=== DATA EXTRACT ===

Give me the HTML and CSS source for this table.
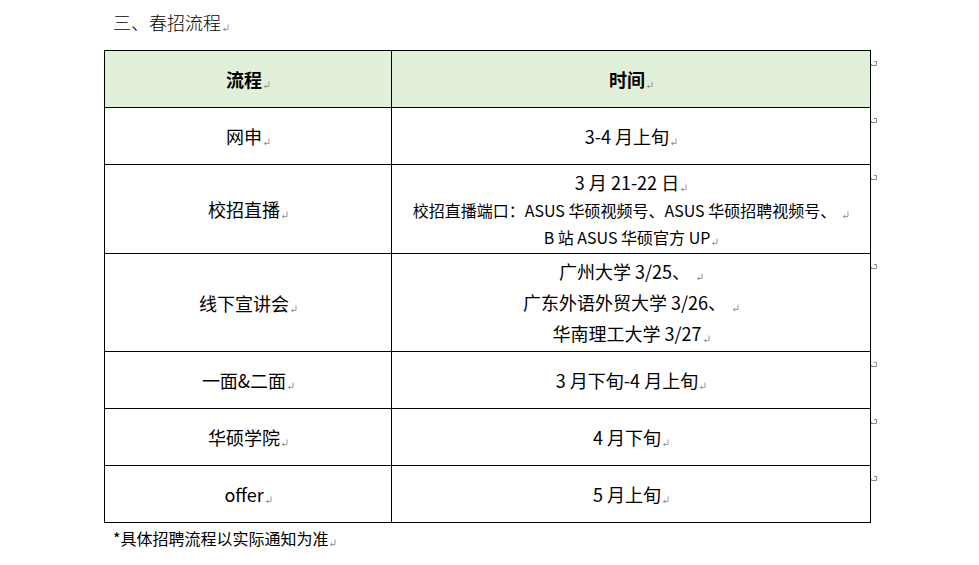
FILE: index.html
```html
<!DOCTYPE html>
<html lang="zh-CN">
<head>
<meta charset="utf-8">
<link rel="stylesheet" href="styles.css">
</head>
<body>
<div class="page">
  <h2 class="title">三、春招流程<span class="pm"></span></h2>
  <table class="flow">
    <tr class="r-head">
      <th class="c1">流程<span class="pm"></span></th>
      <th class="c2">时间<span class="pm"></span></th>
      <td class="end"><span class="rm"></span></td>
    </tr>
    <tr class="r-57">
      <td class="c1">网申<span class="pm"></span></td>
      <td class="c2">3-4 月上旬<span class="pm"></span></td>
      <td class="end"><span class="rm"></span></td>
    </tr>
    <tr class="r-live">
      <td class="c1">校招直播<span class="pm"></span></td>
      <td class="c2">
        <div class="line">3 月 21-22 日<span class="pm"></span></div>
        <div class="small">校招直播端口：ASUS 华硕视频号、ASUS 华硕招聘视频号、<span class="pm sp"></span></div>
        <div class="small">B 站 ASUS 华硕官方 UP<span class="pm"></span></div>
      </td>
      <td class="end"><span class="rm"></span></td>
    </tr>
    <tr class="r-talk">
      <td class="c1">线下宣讲会<span class="pm"></span></td>
      <td class="c2">
        <div class="line3">广州大学 3/25、<span class="pm sp"></span></div>
        <div class="line3">广东外语外贸大学 3/26、<span class="pm sp"></span></div>
        <div class="line3">华南理工大学 3/27<span class="pm"></span></div>
      </td>
      <td class="end"><span class="rm"></span></td>
    </tr>
    <tr class="r-57">
      <td class="c1">一面&amp;二面<span class="pm"></span></td>
      <td class="c2">3 月下旬-4 月上旬<span class="pm"></span></td>
      <td class="end"><span class="rm"></span></td>
    </tr>
    <tr class="r-57">
      <td class="c1">华硕学院<span class="pm"></span></td>
      <td class="c2">4 月下旬<span class="pm"></span></td>
      <td class="end"><span class="rm"></span></td>
    </tr>
    <tr class="r-57">
      <td class="c1">offer<span class="pm"></span></td>
      <td class="c2">5 月上旬<span class="pm"></span></td>
      <td class="end"><span class="rm"></span></td>
    </tr>
  </table>
  <p class="note">*具体招聘流程以实际通知为准<span class="pm"></span></p>
</div>
</body>
</html>
```

FILE: styles.css
```css
html, body {
  margin: 0;
  padding: 0;
  background: #fff;
}
body {
  font-family: "Noto Sans CJK SC", "Noto Sans", sans-serif;
  color: #000;
}
.page {
  padding-top: 9px;
}
.title {
  margin: 0 0 0 113px;
  font-size: 18px;
  font-weight: 300;
  line-height: 26px;
  height: 26px;
}
.flow {
  margin: 15px 0 0 104px;
  border-collapse: collapse;
  font-size: 18px;
}
.flow th, .flow td.c1, .flow td.c2 {
  border: 1px solid #000;
  text-align: center;
  vertical-align: middle;
  padding: 0;
  line-height: 26px;
}
.flow th {
  background: #e2efd9;
  font-weight: bold;
}
.c1 { width: 286px; }
.c2 { width: 478px; }
.flow td.end {
  border: none;
  width: 14px;
  padding: 0;
  vertical-align: top;
}
.r-head { height: 57px; }
.r-57 { height: 57px; }
.r-live { height: 89px; }
.r-talk { height: 98px; }
.line { line-height: 30px; }
.small { font-size: 16px; line-height: 27px; }
.line3 { line-height: 31px; }
.pm {
  display: inline-block;
  width: 7px;
  height: 8px;
  margin-left: 1px;
  vertical-align: -2px;
  background: no-repeat center / 7px 8px url("data:image/svg+xml;utf8,<svg xmlns='http://www.w3.org/2000/svg' width='7' height='8' viewBox='0 0 7 8'><path d='M6 0.5V5.5H1.5M3.2 3.8L1.3 5.5L3.2 7.2' fill='none' stroke='%23999' stroke-width='1'/></svg>");
}
.pm.sp { margin-left: 6px; }
.rm {
  display: block;
  width: 7px;
  height: 7px;
  margin-top: 10px;
  background: no-repeat url("data:image/svg+xml;utf8,<svg xmlns='http://www.w3.org/2000/svg' width='7' height='7' viewBox='0 0 7 7'><path d='M3 0.5H5.5V4.5H0.5V3' fill='none' stroke='%23888' stroke-width='1'/></svg>");
}
.note {
  margin: 5px 0 0 113px;
  font-size: 16px;
  line-height: 20px;
}
```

===

Repeat the material above verbatim. Leave the pictures behind.

Give me the HTML and CSS source for this table.
FILE: index.html
```html
<!DOCTYPE html>
<html lang="zh-CN">
<head>
<meta charset="utf-8">
<link rel="stylesheet" href="styles.css">
</head>
<body>
<div class="page">
  <h2 class="title">三、春招流程<span class="pm"></span></h2>
  <table class="flow">
    <tr class="r-head">
      <th class="c1">流程<span class="pm"></span></th>
      <th class="c2">时间<span class="pm"></span></th>
      <td class="end"><span class="rm"></span></td>
    </tr>
    <tr class="r-57">
      <td class="c1">网申<span class="pm"></span></td>
      <td class="c2">3-4 月上旬<span class="pm"></span></td>
      <td class="end"><span class="rm"></span></td>
    </tr>
    <tr class="r-live">
      <td class="c1">校招直播<span class="pm"></span></td>
      <td class="c2">
        <div class="line">3 月 21-22 日<span class="pm"></span></div>
        <div class="small">校招直播端口：ASUS 华硕视频号、ASUS 华硕招聘视频号、<span class="pm sp"></span></div>
        <div class="small">B 站 ASUS 华硕官方 UP<span class="pm"></span></div>
      </td>
      <td class="end"><span class="rm"></span></td>
    </tr>
    <tr class="r-talk">
      <td class="c1">线下宣讲会<span class="pm"></span></td>
      <td class="c2">
        <div class="line3">广州大学 3/25、<span class="pm sp"></span></div>
        <div class="line3">广东外语外贸大学 3/26、<span class="pm sp"></span></div>
        <div class="line3">华南理工大学 3/27<span class="pm"></span></div>
      </td>
      <td class="end"><span class="rm"></span></td>
    </tr>
    <tr class="r-57">
      <td class="c1">一面&amp;二面<span class="pm"></span></td>
      <td class="c2">3 月下旬-4 月上旬<span class="pm"></span></td>
      <td class="end"><span class="rm"></span></td>
    </tr>
    <tr class="r-57">
      <td class="c1">华硕学院<span class="pm"></span></td>
      <td class="c2">4 月下旬<span class="pm"></span></td>
      <td class="end"><span class="rm"></span></td>
    </tr>
    <tr class="r-57">
      <td class="c1">offer<span class="pm"></span></td>
      <td class="c2">5 月上旬<span class="pm"></span></td>
      <td class="end"><span class="rm"></span></td>
    </tr>
  </table>
  <p class="note">*具体招聘流程以实际通知为准<span class="pm"></span></p>
</div>
</body>
</html>
```

FILE: styles.css
```css
html, body {
  margin: 0;
  padding: 0;
  background: #fff;
}
body {
  font-family: "Noto Sans CJK SC", "Noto Sans", sans-serif;
  color: #000;
}
.page {
  padding-top: 9px;
}
.title {
  margin: 0 0 0 113px;
  font-size: 18px;
  font-weight: 300;
  line-height: 26px;
  height: 26px;
}
.flow {
  margin: 15px 0 0 104px;
  border-collapse: collapse;
  font-size: 18px;
}
.flow th, .flow td.c1, .flow td.c2 {
  border: 1px solid #000;
  text-align: center;
  vertical-align: middle;
  padding: 0;
  line-height: 26px;
}
.flow th {
  background: #e2efd9;
  font-weight: bold;
}
.c1 { width: 286px; }
.c2 { width: 478px; }
.flow td.end {
  border: none;
  width: 14px;
  padding: 0;
  vertical-align: top;
}
.r-head { height: 57px; }
.r-57 { height: 57px; }
.r-live { height: 89px; }
.r-talk { height: 98px; }
.line { line-height: 30px; }
.small { font-size: 16px; line-height: 27px; }
.line3 { line-height: 31px; }
.pm {
  display: inline-block;
  width: 7px;
  height: 8px;
  margin-left: 1px;
  vertical-align: -2px;
  background: no-repeat center / 7px 8px url("data:image/svg+xml;utf8,<svg xmlns='http://www.w3.org/2000/svg' width='7' height='8' viewBox='0 0 7 8'><path d='M6 0.5V5.5H1.5M3.2 3.8L1.3 5.5L3.2 7.2' fill='none' stroke='%23999' stroke-width='1'/></svg>");
}
.pm.sp { margin-left: 6px; }
.rm {
  display: block;
  width: 7px;
  height: 7px;
  margin-top: 10px;
  background: no-repeat url("data:image/svg+xml;utf8,<svg xmlns='http://www.w3.org/2000/svg' width='7' height='7' viewBox='0 0 7 7'><path d='M3 0.5H5.5V4.5H0.5V3' fill='none' stroke='%23888' stroke-width='1'/></svg>");
}
.note {
  margin: 5px 0 0 113px;
  font-size: 16px;
  line-height: 20px;
}
```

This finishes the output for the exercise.